What a massive future these central bog areas have. Like you say, SMR, then data centre, each using about three times the output of the Shannon Scheme. Then the waste heat of each goes to a vast complex of 24/7/365 hydroponic grow houses, growing everything from salads, to vegetables to cut flowers, to avocados. Then next to them the Soldier Fly factories, eating the processing wastes as well as a large amount of our one million tonnes of food waste a year in Ireland alone. Then eating the larvae, the fish farms and the chicken, both at present two of the Worlds major environmental scandals. Finally after them a vast area of newly wetted bog area, to sequester carbon, phosphate and nitrates.
Anyone wanting all this in more depth just drop me a one liner to ndecg@yahoo.ie
@Nicholas Grubb: Yeah, you need stuff like that bang in the middle of Ireland for ease of distribution/transport. Key utilities and essentials from the center should allow all corners of Ireland to grow a maximum rate. If you look at Dublin, half it’s growth potential is not there because it’s the fecking sea. Need an inland city with full radial connectivity. I don’t know who’s going to pay for it though :-P
The peatlands have space. Overpopulated Dublin lacks space. If the Dutch were in charge of Ireland, they would build several hundred square kilometres of solar-heated glasshouses to produce vegetables, fruit and flowers for world export. If the Israelis ran Ireland [we'd be speaking Gaelic and Hebrew fluently of course] the peatlands would be planted with kibbutzim producing food, fruit and forests. I dare say specialist midland farms would also produce venison, ostrich, zebra, bison, guinea fowl and exotic rabbit species. But the wrong people own and run Ireland. If the ancient Romans had invaded Hibernia, cities like Dublin, Cork and Galway would be teeming with public bath houses and toilets; and all boreens would go in a straight line between Skibbereen and Sligo.

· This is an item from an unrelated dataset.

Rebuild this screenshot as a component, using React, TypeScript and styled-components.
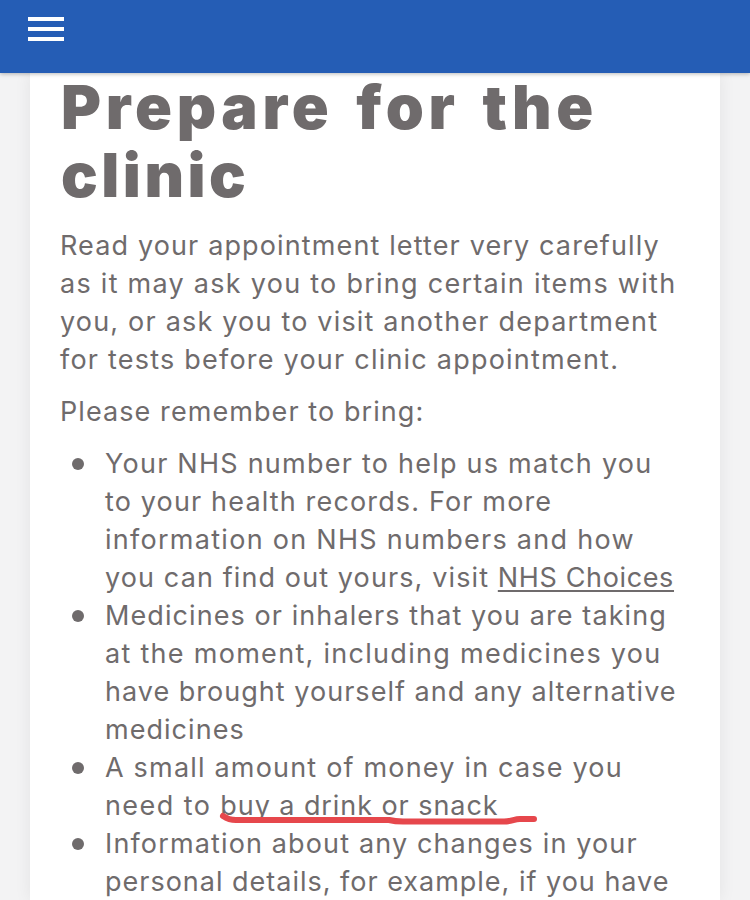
import React from "react";
import styled, { createGlobalStyle } from "styled-components";

const Global = createGlobalStyle`
  * { box-sizing: border-box; }
  html, body { margin: 0; background: #f3f3f4; }
`;
const Page = styled.div`
  width: 750px;
  height: 900px;
  overflow: hidden;
  display: flex;
  flex-direction: column;
  background: #f3f3f4;
  font-family: Inter, "Liberation Sans", sans-serif;
  color: #6f6b6c;
`;
const TopBar = styled.header`
  height: 73px;
  flex: none;
  background: #255db5;
  padding: 17px 28px;
  box-shadow: 0 1px 4px rgba(0, 0, 0, 0.28);
  position: relative;
  z-index: 1;
`;
const MenuButton = styled.button`
  display: flex;
  flex-direction: column;
  gap: 6px;
  width: 36px;
  padding: 0;
  border: 0;
  background: none;
`;
const MenuBar = styled.span`
  width: 36px;
  height: 4px;
  background: #fff;
`;
const Card = styled.main`
  flex: none;
  height: 827px;
  margin: 0 30px;
  padding: 0 30px;
  background: #fff;
  box-shadow: 0 0 16px rgba(0, 0, 0, 0.07);
`;
const Title = styled.h1`
  margin: 0;
  padding-left: 1px;
  height: 154px;
  font-size: 61px;
  font-weight: 900;
  line-height: 68px;
`;
const TitleLine = styled.span<{ $spacing: number; $word?: number }>`
  display: block;
  white-space: nowrap;
  letter-spacing: ${p => p.$spacing}px;
  word-spacing: ${p => p.$word ?? 0}px;
`;
const Line = styled.span<{ $spacing: number }>`
  display: block;
  height: 38px;
  white-space: nowrap;
  font-size: 27px;
  line-height: 38px;
  letter-spacing: ${p => p.$spacing}px;
`;
const Paragraph = styled.p`
  margin: 0 0 14px;
`;
const List = styled.ul`
  margin: 0;
  padding: 0;
  list-style: none;
`;
const Item = styled.li`
  display: grid;
  grid-template-columns: 45px 1fr;
`;
const Bullet = styled.span`
  width: 12px;
  height: 12px;
  margin: 13px 0 0 12px;
  border-radius: 50%;
  background: #6f6b6c;
`;
const Link = styled.a`
  color: inherit;
  letter-spacing: 0.64px;
  text-decoration: underline;
  text-decoration-thickness: 2px;
  text-underline-offset: 3px;
  text-decoration-skip-ink: none;
`;
const Marked = styled.span`
  position: relative;
  letter-spacing: 0.93px;
`;
const Stroke = styled.svg`
  position: absolute;
  left: -1px;
  top: 23px;
  width: 320px;
  height: 16px;
  overflow: visible;
`;

type TextLine = [React.ReactNode, number];

const intro: TextLine[] = [
  ["Read your appointment letter very carefully", 1.13],
  ["as it may ask you to bring certain items with", 1.27],
  ["you, or ask you to visit another department", 1.19],
  ["for tests before your clinic appointment.", 1.22],
];

const items: TextLine[][] = [
  [
    ["Your NHS number to help us match you", 1.24],
    ["to your health records. For more", 1.15],
    ["information on NHS numbers and how", 1.28],
    [<>you can find out yours, visit <Link>NHS Choices</Link></>, 1.11],
  ],
  [
    ["Medicines or inhalers that you are taking", 1.08],
    ["at the moment, including medicines you", 1.29],
    ["have brought yourself and any alternative", 1.02],
    ["medicines", 1.04],
  ],
  [
    ["A small amount of money in case you", 1.19],
    [
      <>
        need to{" "}
        <Marked>
          buy a drink or snack
          <Stroke viewBox="0 0 320 16" aria-hidden="true">
            <path
              d="M4 4Q10 8 17 8L170 8Q176 9.5 184 9.5L285 9.5C293 9.5 295 7 301 7L315 7"
              fill="none"
              stroke="#e6474c"
              strokeWidth="6"
              strokeLinecap="round"
              strokeLinejoin="round"
            />
          </Stroke>
        </Marked>
      </>,
      1.42,
    ],
  ],
  [
    ["Information about any changes in your", 1.14],
    ["personal details, for example, if you have", 0.99],
  ],
];

const Lines = ({ lines }: { lines: TextLine[] }) => (
  <>{lines.map(([text, spacing], i) => <Line key={i} $spacing={spacing}>{text}</Line>)}</>
);

export default function App() {
  return (
    <Page>
      <Global />
      <TopBar>
        <MenuButton aria-label="Open menu"><MenuBar /><MenuBar /><MenuBar /></MenuButton>
      </TopBar>
      <Card>
        <Title>
          <TitleLine $spacing={4.7} $word={6}>Prepare for the</TitleLine>
          <TitleLine $spacing={3.5}>clinic</TitleLine>
        </Title>
        <Paragraph><Lines lines={intro} /></Paragraph>
        <Paragraph><Line $spacing={1.08}>Please remember to bring:</Line></Paragraph>
        <List>
          {items.map((lines, i) => (
            <Item key={i}><Bullet /><div><Lines lines={lines} /></div></Item>
          ))}
        </List>
      </Card>
    </Page>
  );
}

@Garreth Byrne: I’m not sure what vegetables you can grow in bogs. You’d have to drain them like they did with the fens in England. Doable I suppose. They’d lose forever the Marshland environment though and all the wildlife they accommodate.
I hope that part of this student’s PhD research is living in an Irish Midlands town for one academic year. He will have to stay within 20 km of this town or within the same county or whatever the Covid rules dictate. Preferably a town or village that depended on the production of peat for employment. Let him stay in a house that isn’t very well heated or insulated because the owners cannot afford to upgrade it despite SEAI grants.
He can do his college work remotely while directly observing the impact closure of these factories has had on the surrounding community. He should have to endure a rural Irish winter in a house that does not have state of the art insulation or heating. He would learn far more doing this than sitting in a laboratory or library for 3 or 4 years in Dublin.
He may of course be from the Midlands and already know about the impact of peat industry closure, rural poverty, deprivation and unemployment. Perhaps this is why he has chosen this topic for his thesis.